Linda Morrissette had no doubt that a shoe found along a bank of the Merrimack River two years ago was worn by her sister Helena Fells at the time she disappeared in 2006.
Yesterday, Morrissette received confirmation that it was indeed her sister’s shoe, which she believed when police showed it to her more than a year ago.
“I’ve been searching for my sister for nearly seven years,” Morrissette said. “Finally, I have closure.”
The Essex District Attorney’s Office said yesterday that a foot and ankle bone recovered on the bank of the Merrimack River in West Newbury in April 2011, just east of Haverhill, was positively identified as that of Morrissette’s sister, Helena Fells, 49, of Dracut.
“I knew it was Helena. I just needed them to tell me,” Morrissette said. “If Helena liked a pair of boots or shoes, she’d buy three pairs each in different colors. The shoe (found on the riverbank) that I was shown was the same brand and size as the other two pairs of her shoes that I’d kept.”
Fells was last seen in Lowell on Nov. 26, 2006. According to Essex District Attorney Jonathan Blodgett’s office, police found her parked car near the Merrimack River and a search dog tracked her scent from the car to the river’s edge. While it was believed that she had drowned, a search of the river produced no results.
On April 12, 2011, West Newbury police notified the Massachusetts State Police detectives assigned to the Essex District Attorney’s Office that an environmental clean-up company had recovered a human foot and ankle bone inside of what appeared to be a woman’s shoe. An extensive search of the area was conducted using a state police dog, but nothing else was found.
Morrissette, a Lowell resident, said Trooper Anthony Schena contacted her more than a year ago to ask if she would look at the shoe that was recovered.
“My sister-in-law and I both screamed when he showed us the shoe,” Morrissette said. “We both said, ‘That’s Helena’s shoe!’”
From that point on, Morrissette waited for the results of testing to prove that the remains found were those of her sister.
During the investigation, detectives learned that two women were reported missing near the Merrimack River in the past several years. DNA samples were taken from a member of each woman’s family. The samples were analyzed by the Minnesota Department of Public Safety Laboratory for Mitochondrial DNA testing and Cellmark Forensic Laboratory for nuclear DNA testing.
Last week, the Essex District Attorney’s Office was notified by Cellmark that there was a 99.99 percent probability that the remains and the sample given by Fells’ sister proved they were siblings.
“I commend the hard work and efforts of Trooper Anthony Schena and Sgt. Barry Brodette for their tireless work in making this identification,” District Attorney Jonathan Blodgett said. “I hope that this identification provides the family of Helena Fells some small measure of comfort.”
Morrissette said she was contacted yesterday by Brodette and that she met him and Dracut Police Detective Dimitri Mellonakos at the Dracut Police Station.
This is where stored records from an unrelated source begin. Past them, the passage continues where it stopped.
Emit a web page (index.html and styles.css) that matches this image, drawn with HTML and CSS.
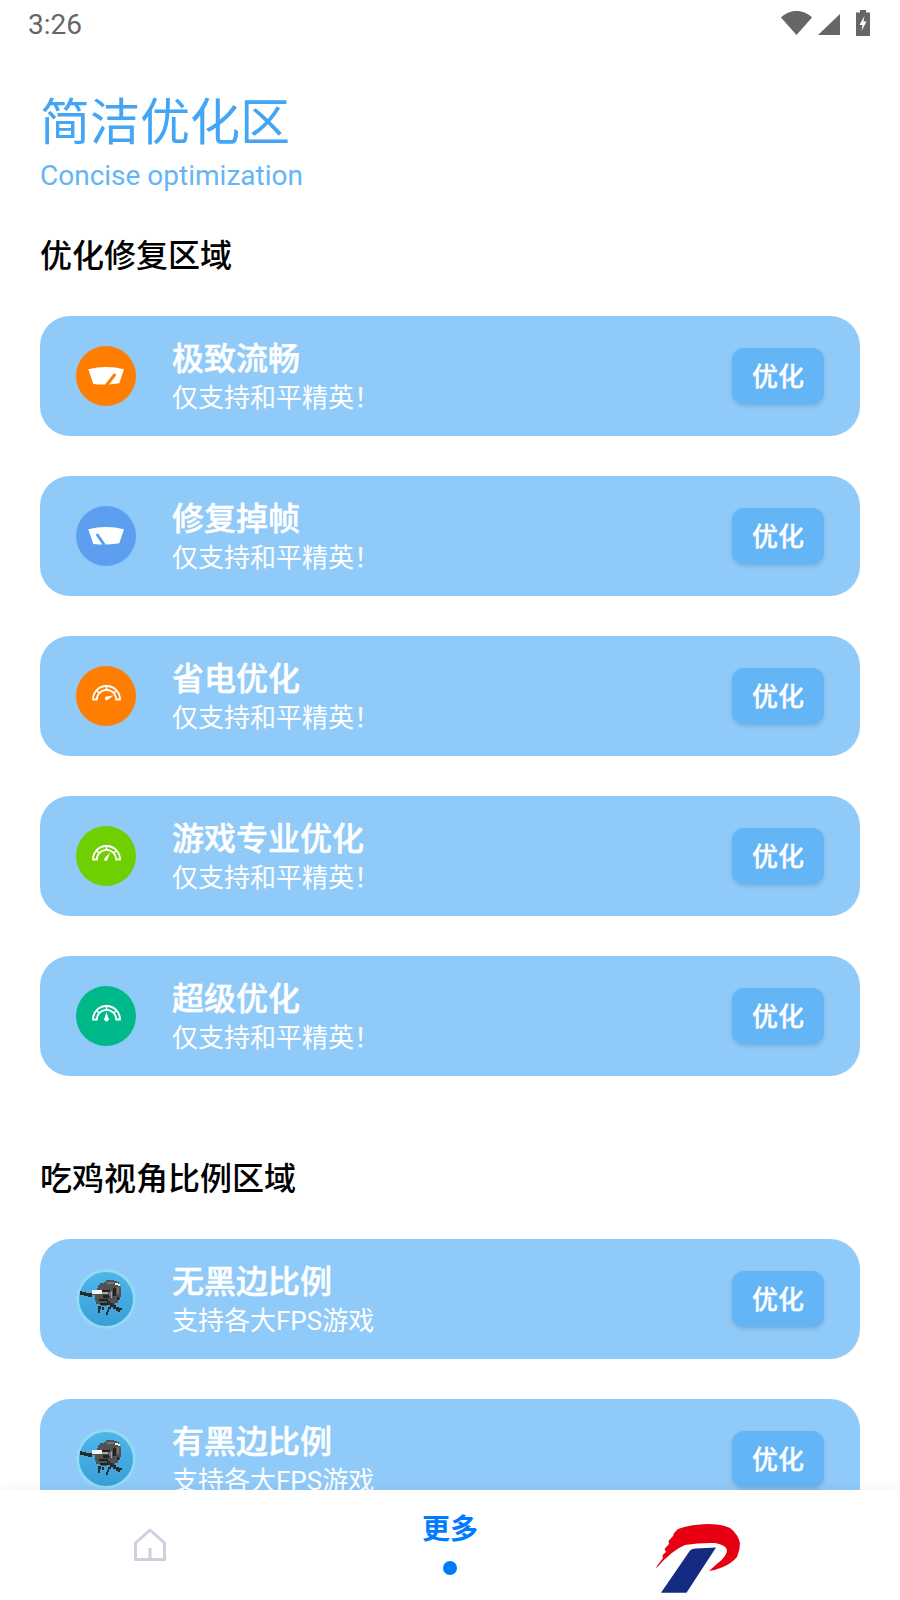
FILE: index.html
```html
<!DOCTYPE html>
<html lang="zh">
<head>
<meta charset="utf-8">
<title>简洁优化区</title>
<link rel="stylesheet" href="styles.css">
</head>
<body>
<svg class="defs" width="0" height="0">
  <defs>
    <linearGradient id="sky" x1="0" y1="0" x2="0" y2="1">
      <stop offset="0" stop-color="#4db6ea"/>
      <stop offset="1" stop-color="#3a9fd8"/>
    </linearGradient>
    <g id="gauge" fill="none" stroke="#fff">
      <path stroke-width="1.8" d="M17 33.500a13.500 13.500 0 0 1 27 0h-3.800a9.700 9.700 0 0 0-19.400 0z"/>
      <path stroke-width="1.600" d="M21 25l3 2.700M30.500 20v4.200M40 25l-3 2.700"/>
    </g>
    <g id="soldier">
      <circle cx="30" cy="30" r="30" fill="#93daf5"/>
      <circle cx="30" cy="30" r="27" fill="url(#sky)"/>
      <g shape-rendering="crispEdges">
        <path fill="#525252" d="M28 13h2v-2h8v1h3v1h2v2h1v3h1v10h-1v3h-2v3h-3v2H31v1h-6v-2h-5v-3h-1v-6h-3v-3h3v-2h2v-2h1v-3h2v-2h3z"/>
        <path fill="#757575" d="M31 13h7v2h-7zM41 18h2v7h-2zM33 22h3v5h-3z"/>
        <path fill="#222" d="M26 21h8v2h-8zM27 26h6v3h-6zM37 19h3v8h-3zM23 30h9v2h-9zM24 34h7v2h-7zM41 28h2v3h-2z"/>
        <path fill="#f4f4f4" d="M16 21h10v4H16zM39 14h3v1h2v2h-2v-1h-3z"/>
        <path fill="#a8a8a8" d="M35 23h1v6h-1zM26 23h6v2h-6z"/>
        <path fill="#2a2a2a" d="M4 22h2v1h4v1h6v4h-4v-1H8v-1H4zM31 32h3v2h3v2h3v2h3v1h3v2h-2v2h-2v-1h-2v-2h-3v-2h-3v-2h-3zM32 38h3v2h-2v3h-1v3h-2v-3h1v-2h1zM22 37h3v3h-1v4h-2zM26 38h2v3h-2z"/>
      </g>
    </g>
  </defs>
</svg>
<div class="app">
  <header class="status">
    <span class="time">3:26</span>
    <div class="status-icons">
      <svg class="wifi" width="31" height="24" viewBox="0 0 31 24"><path fill="#666" d="M15.500 24L0 6.500C4 2.500 9.500 0 15.500 0S27 2.500 31 6.500z"/></svg>
      <svg class="signal" width="22" height="21" viewBox="0 0 22 21"><path fill="#666" d="M22 0v21H0z"/></svg>
      <svg class="battery" width="14" height="26" viewBox="0 0 14 26"><path fill="#666" d="M4 0h6v2.500h4V26H0V2.500h4z"/><path fill="#fff" d="M8.500 6L3.500 15h3l-1 6 5-9.500h-3z"/></svg>
    </div>
  </header>
  <main class="content">
    <div class="hero">
      <h1 class="hero-title">简洁优化区</h1>
      <p class="hero-sub">Concise optimization</p>
    </div>
    <section class="group">
      <h2 class="group-title">优化修复区域</h2>
      <article class="card">
        <div class="badge orange">
          <svg viewBox="0 0 60 60"><path fill="#fff" d="M12.300 23.300Q30 18.500 48 23.300L43.300 37.300Q30 39.500 17.300 38z"/><path fill="none" stroke="#ff7d00" stroke-width="3" stroke-linecap="round" d="M31 38.500l7.500-9.500"/></svg>
        </div>
        <div class="card-text"><h3>极致流畅</h3><p>仅支持和平精英！</p></div>
        <button class="opt">优化</button>
      </article>
      <article class="card">
        <div class="badge blue">
          <svg viewBox="0 0 60 60"><path fill="#fff" d="M12.300 23.300Q30 18.500 48 23.300L43.300 37.300Q30 39.500 17.300 38z"/><path fill="none" stroke="#5c9ff0" stroke-width="3" stroke-linecap="round" d="M28 38.500l-6.500-9.500"/></svg>
        </div>
        <div class="card-text"><h3>修复掉帧</h3><p>仅支持和平精英！</p></div>
        <button class="opt">优化</button>
      </article>
      <article class="card">
        <div class="badge orange">
          <svg viewBox="0 0 60 60"><use href="#gauge"/><path fill="#fff" d="M29 33a2 2 0 0 1 1.500-2.500l7-1-6 4.500a2 2 0 0 1-2.500-1z"/></svg>
        </div>
        <div class="card-text"><h3>省电优化</h3><p>仅支持和平精英！</p></div>
        <button class="opt">优化</button>
      </article>
      <article class="card">
        <div class="badge green">
          <svg viewBox="0 0 60 60"><use href="#gauge"/><path fill="#fff" d="M28.500 34.500a2.200 2.200 0 0 1 .5-2.800l5-5.200-2.400 7a2 2 0 0 1-3.100 1z"/></svg>
        </div>
        <div class="card-text"><h3>游戏专业优化</h3><p>仅支持和平精英！</p></div>
        <button class="opt">优化</button>
      </article>
      <article class="card">
        <div class="badge teal">
          <svg viewBox="0 0 60 60"><use href="#gauge"/><path fill="#fff" d="M28.800 34.500a2.200 2.200 0 0 1 0-3l1.700-5.500 1.700 5.500a2.200 2.200 0 0 1-3.400 3z"/></svg>
        </div>
        <div class="card-text"><h3>超级优化</h3><p>仅支持和平精英！</p></div>
        <button class="opt">优化</button>
      </article>
    </section>
    <section class="group second">
      <h2 class="group-title">吃鸡视角比例区域</h2>
      <article class="card">
        <div class="badge"><svg viewBox="0 0 60 60"><use href="#soldier"/></svg></div>
        <div class="card-text"><h3>无黑边比例</h3><p>支持各大FPS游戏</p></div>
        <button class="opt">优化</button>
      </article>
      <article class="card">
        <div class="badge"><svg viewBox="0 0 60 60"><use href="#soldier"/></svg></div>
        <div class="card-text"><h3>有黑边比例</h3><p>支持各大FPS游戏</p></div>
        <button class="opt">优化</button>
      </article>
    </section>
  </main>
  <nav class="tabs">
    <div class="tab">
      <svg class="home" width="34" height="34" viewBox="0 0 34 34"><path fill="none" stroke="#ccd1de" stroke-width="3" stroke-linejoin="round" d="M17 2L2.500 15v16.500h29V15zM17 31.500V20"/></svg>
    </div>
    <div class="tab active">
      <span class="tab-label">更多</span>
      <span class="tab-dot"></span>
    </div>
    <div class="tab logo-tab">
      <svg class="logo" width="130" height="100" viewBox="0 0 130 100">
        <path fill="#152a82" d="M31 92.700L60 50.500Q62 48.500 66 48.500L86 47.500 56.500 92.700z"/>
        <path fill="#e60012" d="M26 68.500L27 66 33 58 32.500 55 36 52 34.500 49 39 44 38.500 41 43 36 44 33 48 29Q60 24.500 77 24 92 24 100 28 108 34 110 43 110 50 107 57 102 63 93 67 86 70 79 71L88 63Q97 56 97 50 96 45 85 43 70 42.500 55 45 42 50 26 68.500z"/>
      </svg>
    </div>
  </nav>
</div>
</body>
</html>
```
FILE: styles.css
```css
* { box-sizing: border-box; }
html, body { margin: 0; padding: 0; background: #fff; }
body { font-family: Roboto, "Noto Sans CJK SC", sans-serif; }
.defs { position: absolute; }
.app { width: 900px; height: 1600px; display: flex; flex-direction: column; overflow: hidden; background: #fff; }

.status { height: 50px; flex: none; display: flex; align-items: center; justify-content: space-between; padding: 0 30px 0 28px; }
.time { font-size: 28px; line-height: 52px; color: #666; }
.status-icons { display: flex; align-items: flex-start; height: 50px; }
.wifi { margin: 11px 6px 0 0; }
.signal { margin: 14px 16px 0 0; }
.battery { margin-top: 10px; }

.content { flex: 1; min-height: 0; overflow: hidden; padding: 0 40px; }
.hero { padding-top: 38px; }
.hero-title { margin: 0; font-size: 50px; line-height: 71px; font-weight: 400; color: #42a5f5; }
.hero-sub { margin: 0; font-size: 28px; line-height: 33px; color: #64b5f6; }

.group { padding-top: 41px; }
.group.second { padding-top: 40px; }
.group-title { margin: 0 0 37px; font-size: 32px; line-height: 46px; font-weight: 500; color: #000; }

.card { width: 820px; height: 120px; margin-bottom: 40px; padding: 0 36px; display: flex; align-items: center; background: #90caf9; border-radius: 30px; }
.badge { width: 60px; height: 60px; flex: none; border-radius: 50%; overflow: hidden; }
.badge svg { display: block; width: 60px; height: 60px; }
.orange { background: #ff7d00; }
.blue { background: #5c9ff0; }
.green { background: #70cf00; }
.teal { background: #00b98b; }
.card-text { flex: 1; margin-left: 36px; padding-top: 2px; color: #fff; }
.card-text h3 { margin: 0; font-size: 32px; line-height: 42px; font-weight: 500; -webkit-text-stroke: .5px #fff; }
.card-text p { margin: 0; font-size: 26px; line-height: 36px; font-weight: 400; }
.opt { width: 92px; height: 56px; padding: 1px 0 0; border: 0; border-radius: 12px; background: #64b5f6; color: #fff; font: 500 26px/56px Roboto, "Noto Sans CJK SC", sans-serif; -webkit-text-stroke: .3px #fff; box-shadow: 0 2px 4px rgba(0,0,0,.14); }

.tabs { flex: none; height: 110px; display: grid; grid-template-columns: 300px 300px 300px; background: #fff; box-shadow: 0 -2px 10px rgba(0,0,0,.05); position: relative; }
.tab { display: flex; flex-direction: column; align-items: center; }
.logo-tab { align-items: flex-start; }
.home { margin-top: 38px; }
.tab-label { margin-top: 20px; font-size: 28px; line-height: 40px; font-weight: 700; color: #007aff; }
.tab-dot { width: 14px; height: 14px; margin-top: 11px; border-radius: 50%; background: #007aff; }
.logo { margin: 10px 0 0 30px; }
```
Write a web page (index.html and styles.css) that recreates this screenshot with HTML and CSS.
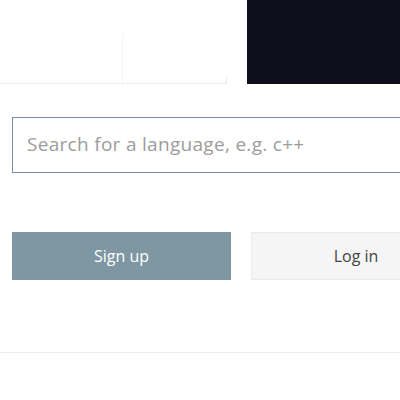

“My brother was with me when they said the lab tests came back and it was a 99.99 percent match,” she said. “I was elated and happy and relieved. I was feeling every emotion you could think of.”
Morrissette had taken part in many searches of the Merrimack River, from Lowell to Newburyport, never giving up hope that remains of her sister would be found.
“I didn’t want to have any regrets,” she said. “I wanted to do everything I possibly could do to find her.”
In 2009, Morrissette said that she believed her sister committed suicide on Nov. 26, 2006, by jumping into the Merrimack River in Lowell. Morrissette said her sister changed after their mother died of ovarian cancer in April 2005. She said their father died a year later, and things got really bad for Fells.
“She took a leave of absence from work, barricaded herself in her house and was only drinking water and ice,” Morrissette said. “She tried to commit suicide by taking an overdose of drugs and survived.”
Morrissette said her sister weighed only 73 pounds before she disappeared.
“I might still go to that place the shoe was found to look around,” Morrissette said. “Maybe I’ll find more bones. Who knows?”
Morrissette said she asked the district attorney’s office if she could have the remains and the shoe so she could bury them with her mother.
“I’m waiting for an answer,” she said.